--- start ---

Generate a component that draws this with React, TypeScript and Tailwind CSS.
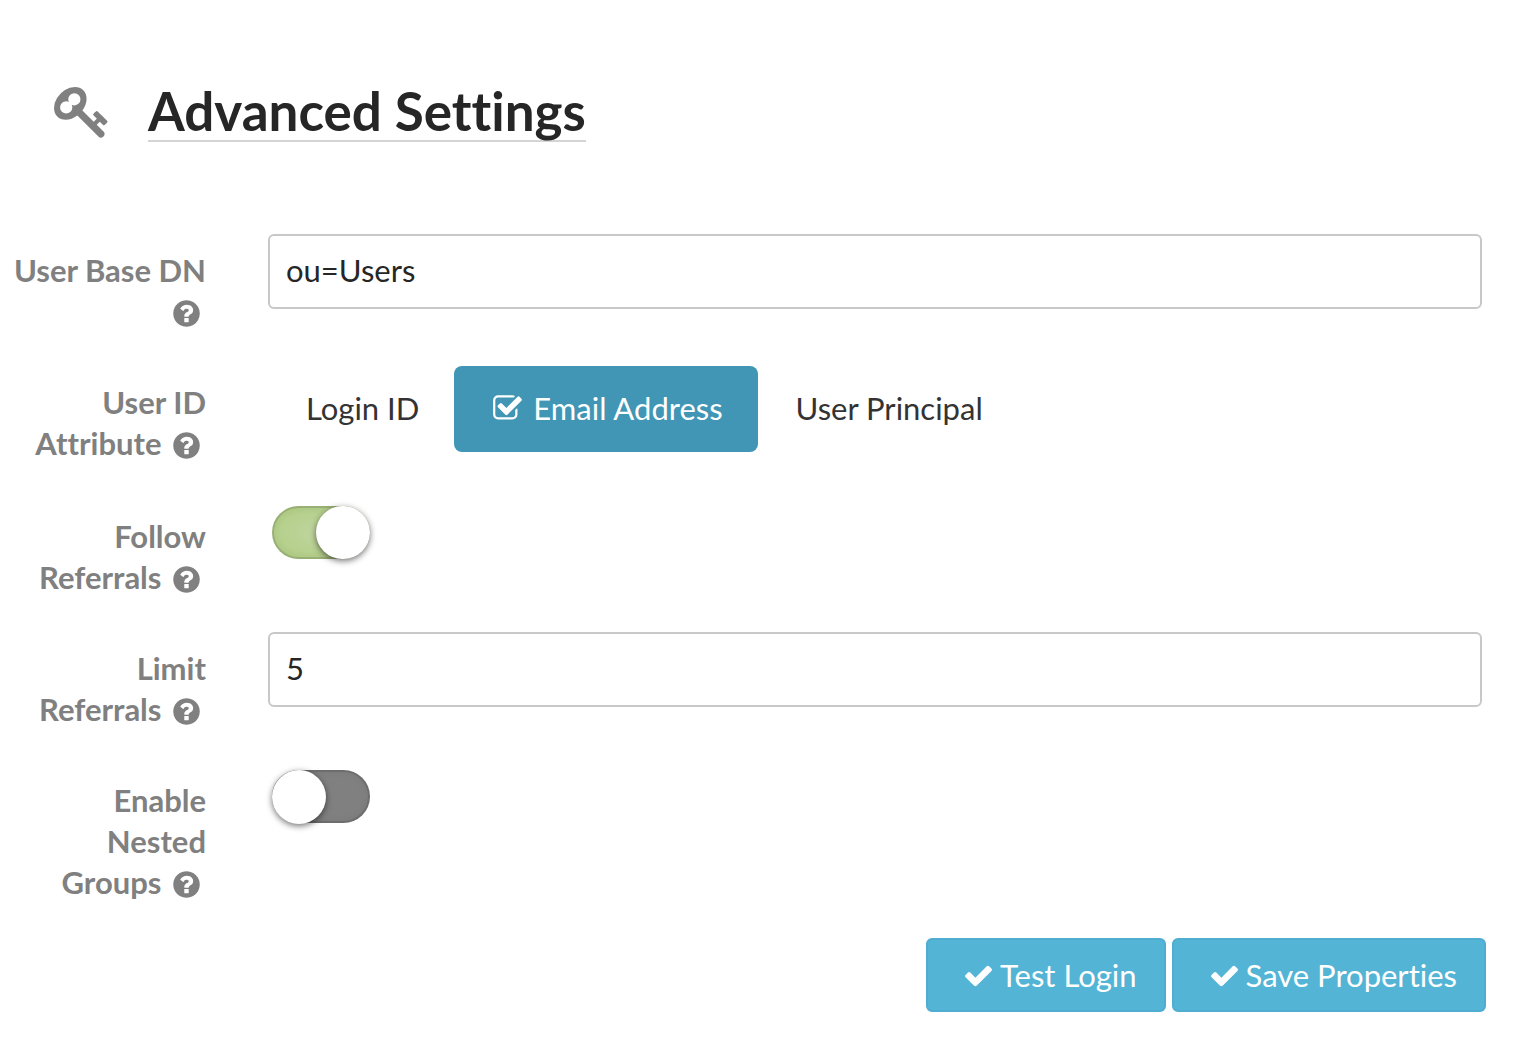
import React, { useId, useState } from "react";

const ICONS = {
  key: "M832 512q0-80-56-136t-136-56-136 56-56 136q0 42 19 83-41-19-83-19-80 0-136 56t-56 136 56 136 136 56 136-56 56-136q0-42-19-83 41 19 83 19 80 0 136-56t56-136zm851 704q0 17-49 66t-66 49q-9 0-28.5-16t-36.5-33-38.5-40-24.5-26l-96 96 220 220q28 28 28 68 0 42-39 81t-81 39q-40 0-68-28l-671-671q-176 131-365 131-163 0-265.5-102.5t-102.5-265.5q0-160 95-313t248-248 313-95q163 0 265.5 102.5t102.5 265.5q0 189-131 365l355 355 96-96q-3-3-26-24.5t-40-38.5-33-36.5-16-28.5q0-17 49-66t66-49q13 0 23 10 6 6 46 44.5t82 79.5 86.5 86 73 78 28.5 41z",
  question:
    "M1024 1376v-192q0-14-9-23t-23-9h-192q-14 0-23 9t-9 23v192q0 14 9 23t23 9h192q14 0 23-9t9-23zm256-672q0-88-55.5-163t-138.5-116-170-41q-243 0-371 213-15 24 8 42l132 100q7 6 19 6 16 0 25-12 53-68 86-92 34-24 86-24 48 0 85.5 26t37.5 59q0 38-20 61t-68 45q-63 28-115.5 86.5t-52.5 125.5v36q0 14 9 23t23 9h192q14 0 23-9t9-23q0-19 21.5-49.5t54.5-49.5q32-18 49-28.5t46-35 44.5-48 28-60.5 12.5-81zm384 192q0 209-103 385.5t-279.5 279.5-385.5 103-385.5-103-279.5-279.5-103-385.5 103-385.5 279.5-279.5 385.5-103 385.5 103 279.5 279.5 103 385.5z",
  check:
    "M1671 566q0 40-28 68l-724 724-136 136q-28 28-68 28t-68-28l-136-136-362-362q-28-28-28-68t28-68l136-136q28-28 68-28t68 28l294 295 656-657q28-28 68-28t68 28l136 136q28 28 28 68z",
  checkSquare:
    "M1472 930v318q0 119-84.5 203.5t-203.5 84.5h-832q-119 0-203.5-84.5t-84.5-203.5v-832q0-119 84.5-203.5t203.5-84.5h832q63 0 117 25 15 7 18 23 3 17-9 29l-49 49q-10 10-23 10-3 0-9-2-23-6-45-6h-832q-66 0-113 47t-47 113v832q0 66 47 113t113 47h832q66 0 113-47t47-113v-254q0-13 9-22l64-64q10-10 23-10 6 0 12 3 20 8 20 29zm231-489l-814 814q-24 24-57 24t-57-24l-430-430q-24-24-24-57t24-57l110-110q24-24 57-24t57 24l263 263 647-647q24-24 57-24t57 24l110 110q24 24 24 57t-24 57z",
};

function Icon({ name, className }: { name: keyof typeof ICONS; className: string }) {
  return (
    <svg viewBox="0 0 1792 1792" fill="currentColor" aria-hidden="true" className={className}>
      <path d={ICONS[name]} />
    </svg>
  );
}

function Row({
  label,
  htmlFor,
  labelId,
  className = "mb-[34px]",
  children,
}: {
  label: string;
  htmlFor?: string;
  labelId?: string;
  className?: string;
  children: React.ReactNode;
}) {
  return (
    <div className={`flex items-start ${className}`}>
      <div className="w-[206px] shrink-0 pt-4 pl-3 text-right leading-[41px] font-bold text-[#808080]">
        <label id={labelId} htmlFor={htmlFor}>
          {label}
        </label>{" "}
        <button type="button" aria-label={`Help: ${label}`} className="-mt-1 mr-1 ml-0.5 inline-block align-middle">
          <Icon name="question" className="size-[31px]" />
        </button>
      </div>
      <div className="ml-[62px] min-w-0 grow">{children}</div>
    </div>
  );
}

function TextField({ label, initial }: { label: string; initial: string }) {
  const id = useId();
  const [value, setValue] = useState(initial);
  return (
    <Row label={label} htmlFor={id}>
      <input
        id={id}
        type="text"
        value={value}
        onChange={(e) => setValue(e.target.value)}
        className="block h-[75px] w-full rounded-md border-2 border-[#c8c8c8] bg-white px-4 pb-1 text-[#262626] outline-none"
      />
    </Row>
  );
}

function Toggle({ label, initial, className }: { label: string; initial: boolean; className?: string }) {
  const id = useId();
  const [on, setOn] = useState(initial);
  return (
    <Row label={label} htmlFor={id} className={className}>
      <div className="relative mt-1.5 ml-1 h-[53px] w-[98px]">
        <input
          id={id}
          type="checkbox"
          role="switch"
          checked={on}
          onChange={(e) => setOn(e.target.checked)}
          className="peer block size-full cursor-pointer appearance-none rounded-full border-2 border-black/15 bg-[#808080] bg-origin-border shadow-[inset_0_0_8px_rgba(0,0,0,0.06)] checked:bg-[#b5d089] checked:bg-radial checked:from-[#c0d6a0] checked:to-[#afcc80]"
        />
        <span className="pointer-events-none absolute top-0 left-0 h-[54px] w-[54px] rounded-full bg-white shadow-[0_2px_6px_rgba(0,0,0,0.55)] peer-checked:left-11 peer-checked:h-[53px]" />
      </div>
    </Row>
  );
}

const ATTRIBUTES = ["Login ID", "Email Address", "User Principal"];

function AttributePicker() {
  const labelId = useId();
  const [selected, setSelected] = useState("Email Address");
  return (
    <Row label="User ID Attribute" labelId={labelId} className="mb-9">
      <div role="radiogroup" aria-labelledby={labelId} className="flex">
        {ATTRIBUTES.map((name) => (
          <label
            key={name}
            className="flex h-[86px] cursor-pointer items-center rounded-lg pr-[35px] pb-px pl-[38px] text-[#333333] has-checked:bg-[#4096b4] has-checked:text-white"
          >
            <input
              type="radio"
              name="attribute"
              checked={selected === name}
              onChange={() => setSelected(name)}
              className="sr-only"
            />
            {selected === name && <Icon name="checkSquare" className="mr-2.5 size-[31px]" />}
            {name}
          </label>
        ))}
      </div>
    </Row>
  );
}

function ActionButton({ children }: { children: string }) {
  return (
    <button
      type="button"
      className="flex h-[74px] items-center gap-1.5 rounded-md border-2 border-[#4eadd1] bg-[#53b4d5] pr-[27px] pl-[35px] text-white"
    >
      <Icon name="check" className="size-[31px]" />
      {children}
    </button>
  );
}

export default function App() {
  return (
    <main className="min-h-screen bg-white pt-[82px] pb-8 font-['Lato',sans-serif] text-[31px] text-[#262626] [font-variant-ligatures:none]">
      <header className="mb-[92px] flex h-[60px] items-center pl-[54px]">
        <Icon name="key" className="mr-[37px] mb-0.5 size-[57px] shrink-0 text-[#808080]" />
        <h1 className="border-b-2 border-[#d4d4d4] text-[53px] leading-[58px] font-bold">Advanced Settings</h1>
      </header>
      <form className="pr-[50px]" onSubmit={(e) => e.preventDefault()}>
        <TextField label="User Base DN" initial="ou=Users" />
        <AttributePicker />
        <Toggle label="Follow Referrals" initial={true} />
        <TextField label="Limit Referrals" initial="5" />
        <Toggle label="Enable Nested Groups" initial={false} className="mb-[35px]" />
        <div className="-mr-1 flex justify-end gap-1.5">
          <ActionButton>Test Login</ActionButton>
          <ActionButton>Save Properties</ActionButton>
        </div>
      </form>
    </main>
  );
}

--- end ---

**WHAT IS ASKED**
Reproduce the data above in full, exactly as it is, with the pictures left out.

**CORRECT ANSWER**
Generate a component that draws this with React, TypeScript and Tailwind CSS.
import React, { useId, useState } from "react";

const ICONS = {
  key: "M832 512q0-80-56-136t-136-56-136 56-56 136q0 42 19 83-41-19-83-19-80 0-136 56t-56 136 56 136 136 56 136-56 56-136q0-42-19-83 41 19 83 19 80 0 136-56t56-136zm851 704q0 17-49 66t-66 49q-9 0-28.5-16t-36.5-33-38.5-40-24.5-26l-96 96 220 220q28 28 28 68 0 42-39 81t-81 39q-40 0-68-28l-671-671q-176 131-365 131-163 0-265.5-102.5t-102.5-265.5q0-160 95-313t248-248 313-95q163 0 265.5 102.5t102.5 265.5q0 189-131 365l355 355 96-96q-3-3-26-24.5t-40-38.5-33-36.5-16-28.5q0-17 49-66t66-49q13 0 23 10 6 6 46 44.5t82 79.5 86.5 86 73 78 28.5 41z",
  question:
    "M1024 1376v-192q0-14-9-23t-23-9h-192q-14 0-23 9t-9 23v192q0 14 9 23t23 9h192q14 0 23-9t9-23zm256-672q0-88-55.5-163t-138.5-116-170-41q-243 0-371 213-15 24 8 42l132 100q7 6 19 6 16 0 25-12 53-68 86-92 34-24 86-24 48 0 85.5 26t37.5 59q0 38-20 61t-68 45q-63 28-115.5 86.5t-52.5 125.5v36q0 14 9 23t23 9h192q14 0 23-9t9-23q0-19 21.5-49.5t54.5-49.5q32-18 49-28.5t46-35 44.5-48 28-60.5 12.5-81zm384 192q0 209-103 385.5t-279.5 279.5-385.5 103-385.5-103-279.5-279.5-103-385.5 103-385.5 279.5-279.5 385.5-103 385.5 103 279.5 279.5 103 385.5z",
  check:
    "M1671 566q0 40-28 68l-724 724-136 136q-28 28-68 28t-68-28l-136-136-362-362q-28-28-28-68t28-68l136-136q28-28 68-28t68 28l294 295 656-657q28-28 68-28t68 28l136 136q28 28 28 68z",
  checkSquare:
    "M1472 930v318q0 119-84.5 203.5t-203.5 84.5h-832q-119 0-203.5-84.5t-84.5-203.5v-832q0-119 84.5-203.5t203.5-84.5h832q63 0 117 25 15 7 18 23 3 17-9 29l-49 49q-10 10-23 10-3 0-9-2-23-6-45-6h-832q-66 0-113 47t-47 113v832q0 66 47 113t113 47h832q66 0 113-47t47-113v-254q0-13 9-22l64-64q10-10 23-10 6 0 12 3 20 8 20 29zm231-489l-814 814q-24 24-57 24t-57-24l-430-430q-24-24-24-57t24-57l110-110q24-24 57-24t57 24l263 263 647-647q24-24 57-24t57 24l110 110q24 24 24 57t-24 57z",
};

function Icon({ name, className }: { name: keyof typeof ICONS; className: string }) {
  return (
    <svg viewBox="0 0 1792 1792" fill="currentColor" aria-hidden="true" className={className}>
      <path d={ICONS[name]} />
    </svg>
  );
}

function Row({
  label,
  htmlFor,
  labelId,
  className = "mb-[34px]",
  children,
}: {
  label: string;
  htmlFor?: string;
  labelId?: string;
  className?: string;
  children: React.ReactNode;
}) {
  return (
    <div className={`flex items-start ${className}`}>
      <div className="w-[206px] shrink-0 pt-4 pl-3 text-right leading-[41px] font-bold text-[#808080]">
        <label id={labelId} htmlFor={htmlFor}>
          {label}
        </label>{" "}
        <button type="button" aria-label={`Help: ${label}`} className="-mt-1 mr-1 ml-0.5 inline-block align-middle">
          <Icon name="question" className="size-[31px]" />
        </button>
      </div>
      <div className="ml-[62px] min-w-0 grow">{children}</div>
    </div>
  );
}

function TextField({ label, initial }: { label: string; initial: string }) {
  const id = useId();
  const [value, setValue] = useState(initial);
  return (
    <Row label={label} htmlFor={id}>
      <input
        id={id}
        type="text"
        value={value}
        onChange={(e) => setValue(e.target.value)}
        className="block h-[75px] w-full rounded-md border-2 border-[#c8c8c8] bg-white px-4 pb-1 text-[#262626] outline-none"
      />
    </Row>
  );
}

function Toggle({ label, initial, className }: { label: string; initial: boolean; className?: string }) {
  const id = useId();
  const [on, setOn] = useState(initial);
  return (
    <Row label={label} htmlFor={id} className={className}>
      <div className="relative mt-1.5 ml-1 h-[53px] w-[98px]">
        <input
          id={id}
          type="checkbox"
          role="switch"
          checked={on}
          onChange={(e) => setOn(e.target.checked)}
          className="peer block size-full cursor-pointer appearance-none rounded-full border-2 border-black/15 bg-[#808080] bg-origin-border shadow-[inset_0_0_8px_rgba(0,0,0,0.06)] checked:bg-[#b5d089] checked:bg-radial checked:from-[#c0d6a0] checked:to-[#afcc80]"
        />
        <span className="pointer-events-none absolute top-0 left-0 h-[54px] w-[54px] rounded-full bg-white shadow-[0_2px_6px_rgba(0,0,0,0.55)] peer-checked:left-11 peer-checked:h-[53px]" />
      </div>
    </Row>
  );
}

const ATTRIBUTES = ["Login ID", "Email Address", "User Principal"];

function AttributePicker() {
  const labelId = useId();
  const [selected, setSelected] = useState("Email Address");
  return (
    <Row label="User ID Attribute" labelId={labelId} className="mb-9">
      <div role="radiogroup" aria-labelledby={labelId} className="flex">
        {ATTRIBUTES.map((name) => (
          <label
            key={name}
            className="flex h-[86px] cursor-pointer items-center rounded-lg pr-[35px] pb-px pl-[38px] text-[#333333] has-checked:bg-[#4096b4] has-checked:text-white"
          >
            <input
              type="radio"
              name="attribute"
              checked={selected === name}
              onChange={() => setSelected(name)}
              className="sr-only"
            />
            {selected === name && <Icon name="checkSquare" className="mr-2.5 size-[31px]" />}
            {name}
          </label>
        ))}
      </div>
    </Row>
  );
}

function ActionButton({ children }: { children: string }) {
  return (
    <button
      type="button"
      className="flex h-[74px] items-center gap-1.5 rounded-md border-2 border-[#4eadd1] bg-[#53b4d5] pr-[27px] pl-[35px] text-white"
    >
      <Icon name="check" className="size-[31px]" />
      {children}
    </button>
  );
}

export default function App() {
  return (
    <main className="min-h-screen bg-white pt-[82px] pb-8 font-['Lato',sans-serif] text-[31px] text-[#262626] [font-variant-ligatures:none]">
      <header className="mb-[92px] flex h-[60px] items-center pl-[54px]">
        <Icon name="key" className="mr-[37px] mb-0.5 size-[57px] shrink-0 text-[#808080]" />
        <h1 className="border-b-2 border-[#d4d4d4] text-[53px] leading-[58px] font-bold">Advanced Settings</h1>
      </header>
      <form className="pr-[50px]" onSubmit={(e) => e.preventDefault()}>
        <TextField label="User Base DN" initial="ou=Users" />
        <AttributePicker />
        <Toggle label="Follow Referrals" initial={true} />
        <TextField label="Limit Referrals" initial="5" />
        <Toggle label="Enable Nested Groups" initial={false} className="mb-[35px]" />
        <div className="-mr-1 flex justify-end gap-1.5">
          <ActionButton>Test Login</ActionButton>
          <ActionButton>Save Properties</ActionButton>
        </div>
      </form>
    </main>
  );
}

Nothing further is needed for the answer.